Tell your childcare provider NOT to share firsts with you:
"Maybe this is something to think about????? as exciting as it is for say the nanny, daycare, dad, etc. what if nothing was ever spoken of the said "1st" then you would always experience it "1st" "
Remember, there are always photos and videos:
"As working moms, were blessed to be living in an era where we are able to view pictures and videos remotely. It's not the same as being there in person but cool in its own way.
What's on your list of firsts?
1. "The aquarium!! The first time my son saw the big fish tank it absolutely blew his mind. He still loves going- but that first trip was awesome."
2. "The carousel was the big one for me. He didn't even love it that much and still gets a little scared when he goes on it, but I'm so glad that we were the ones who took him his first time."

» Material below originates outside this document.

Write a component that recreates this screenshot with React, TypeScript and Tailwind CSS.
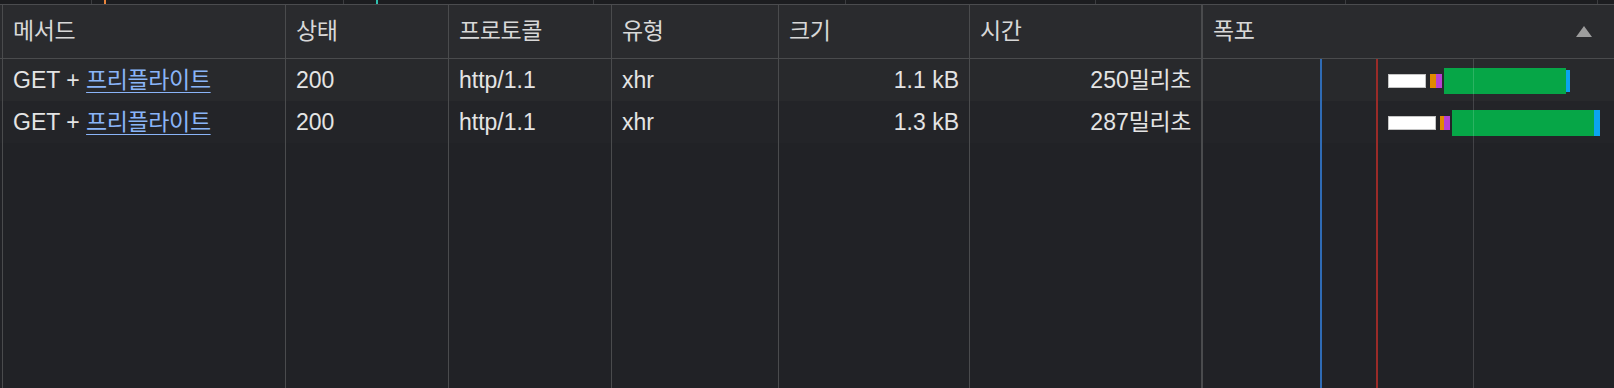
import React from 'react';

const line = 'border-l border-[#4a4b4d]';

const Ko: React.FC<{ children: React.ReactNode }> = ({ children }) => (
  <span className="tracking-[-0.4px]">{children}</span>
);

type Bar = { left: number; width: number; top: number; height: number; cls: string };

const rows = [
  {
    size: '1.1 kB',
    ms: '250',
    bars: [
      { left: 185, width: 38, top: 15, height: 14, cls: 'bg-white border border-[#c4c4c4]' },
      { left: 227, width: 6, top: 15, height: 14, cls: 'bg-[#e08a00]' },
      { left: 233, width: 6, top: 15, height: 14, cls: 'bg-[#b640d4]' },
      { left: 241, width: 122, top: 9, height: 26, cls: 'bg-[#06a647]' },
      { left: 363, width: 4, top: 11, height: 22, cls: 'bg-[#0aa4f0]' },
    ] as Bar[],
    bg: 'bg-[#28292c]',
  },
  {
    size: '1.3 kB',
    ms: '287',
    bars: [
      { left: 185, width: 48, top: 15, height: 14, cls: 'bg-white border border-[#c4c4c4]' },
      { left: 237, width: 4, top: 15, height: 14, cls: 'bg-[#e08a00]' },
      { left: 241, width: 6, top: 15, height: 14, cls: 'bg-[#b640d4]' },
      { left: 249, width: 142, top: 9, height: 26, cls: 'bg-[#06a647]' },
      { left: 391, width: 6, top: 9, height: 26, cls: 'bg-[#0aa4f0]' },
    ] as Bar[],
    bg: 'bg-[#232428]',
  },
];

// dom-content-loaded / load markers and a grid line, drawn through every body row
const Markers: React.FC = () => (
  <>
    <div className="absolute top-0 bottom-0 left-[117px] w-[2px] bg-[#2f6bb5]" />
    <div className="absolute top-0 bottom-0 left-[173px] w-[2px] bg-[#9a2b28]" />
    <div className="absolute top-0 bottom-0 left-[270px] w-px bg-white/15 z-10" />
  </>
);

const Cells: React.FC<{ row?: (typeof rows)[number] }> = ({ row }) => (
  <>
    <div className={`w-[283px] ${line} px-[10px] flex items-center`}>
      {row && (
        <span>
          GET +{' '}
          <span className="text-[#8ab4f8] underline underline-offset-[4px] decoration-1">
            <Ko>프리플라이트</Ko>
          </span>
        </span>
      )}
    </div>
    <div className={`w-[163px] ${line} px-[10px] flex items-center`}>{row && '200'}</div>
    <div className={`w-[163px] ${line} px-[10px] flex items-center`}>{row && 'http/1.1'}</div>
    <div className={`w-[167px] ${line} px-[10px] flex items-center`}>{row && 'xhr'}</div>
    <div className={`w-[191px] ${line} px-[10px] flex items-center justify-end`}>{row && row.size}</div>
    <div className={`w-[232px] ${line} pl-[10px] pr-[10px] flex items-center justify-end`}>
      {row && (
        <span>
          {row.ms}
          <Ko>밀리초</Ko>
        </span>
      )}
    </div>
    <div className="flex-1 border-l-2 border-[#4a4b4d] relative">
      {row &&
        row.bars.map((b, i) => (
          <div
            key={i}
            className={`absolute ${b.cls}`}
            style={{ left: b.left, width: b.width, top: b.top, height: b.height }}
          />
        ))}
      <Markers />
    </div>
  </>
);

const App: React.FC = () => {
  const ticks = [91, 343, 593, 845, 1095, 1345, 1597];
  return (
    <div className="w-[1614px] h-[388px] overflow-hidden bg-[#212226] flex flex-col text-[23px] text-[#e4e4e4] font-['Liberation_Sans','Noto_Sans_CJK_KR',sans-serif]">
      {/* overview strip above the table */}
      <div className="h-[4px] relative bg-[#1c1d20]">
        {ticks.map((x) => (
          <div key={x} className="absolute top-0 h-full w-px bg-[#3c3d40]" style={{ left: x }} />
        ))}
        <div className="absolute top-0 h-full w-[2px] bg-[#e8843c] left-[104px]" />
        <div className="absolute top-0 h-full w-[2px] bg-[#2fc0b0] left-[376px]" />
      </div>
      <div className="h-px bg-[#4b4c4f]" />

      {/* header */}
      <div className="flex h-[54px] pl-[2px] bg-[#2a2b2e] border-b border-[#4a4b4d] text-[#d8d8d8]">
        <div className={`w-[283px] ${line} px-[10px] flex items-center`}><Ko>메서드</Ko></div>
        <div className={`w-[163px] ${line} px-[10px] flex items-center`}><Ko>상태</Ko></div>
        <div className={`w-[163px] ${line} px-[10px] flex items-center`}><Ko>프로토콜</Ko></div>
        <div className={`w-[167px] ${line} px-[10px] flex items-center`}><Ko>유형</Ko></div>
        <div className={`w-[191px] ${line} px-[10px] flex items-center`}><Ko>크기</Ko></div>
        <div className={`w-[232px] ${line} px-[10px] flex items-center`}><Ko>시간</Ko></div>
        <div className="flex-1 border-l-2 border-[#4a4b4d] pl-[10px] pr-[22px] flex items-center justify-between">
          <Ko>폭포</Ko>
          <svg width="16" height="11" viewBox="0 0 16 11" className="mb-[1px]">
            <polygon points="8,0 16,11 0,11" fill="#9d9d9d" />
          </svg>
        </div>
      </div>

      {/* body */}
      <div className="flex-1 flex flex-col">
        {rows.map((r, i) => (
          <div key={i} className={`flex h-[42px] pl-[2px] ${r.bg}`}>
            <Cells row={r} />
          </div>
        ))}
        <div className="flex flex-1 pl-[2px]">
          <Cells />
        </div>
      </div>
    </div>
  );
};

export default App;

3. "I told my husband and our Au Pair that I didn't want to miss (my one year old)'s first steps. I had missed my son's first steps and it wasn't going to happen again. So I told them, even if she does take her first steps, don't tell me, and then when she walks in front of me, pretend like you have never seen it before. Everyone agreed. One morning, we are all in the living room, and I get up to take a shower, and don't you know, she took her first steps! They were all yelling for me to get out of the shower... but I didn't hear. So there you have it. I didn't miss it because of work, like a previous responder said, I just missed it. My recommendation, figure out what you can't live without seeing first, and tell your caretakers to lie to you! Tight lips! That's my strategy. LOL!!!"
4. "I have been back to work since she was 3 months old and I missed the very first time she rolled over, which was a huge let down for me. But I will say she did not do it again until 1 week later when I was watching her, and then she did it 3 times purposefully! I rationalized that I was seeing her first real roll over b/c it was clear that time she knew what she was doing, unlike when it had just happened previously. Anyways, it's tough. But I'm glad for all of the encouraging words and I LOVE the idea of making a list of 'firsts' for my nanny that I don't want to miss out on."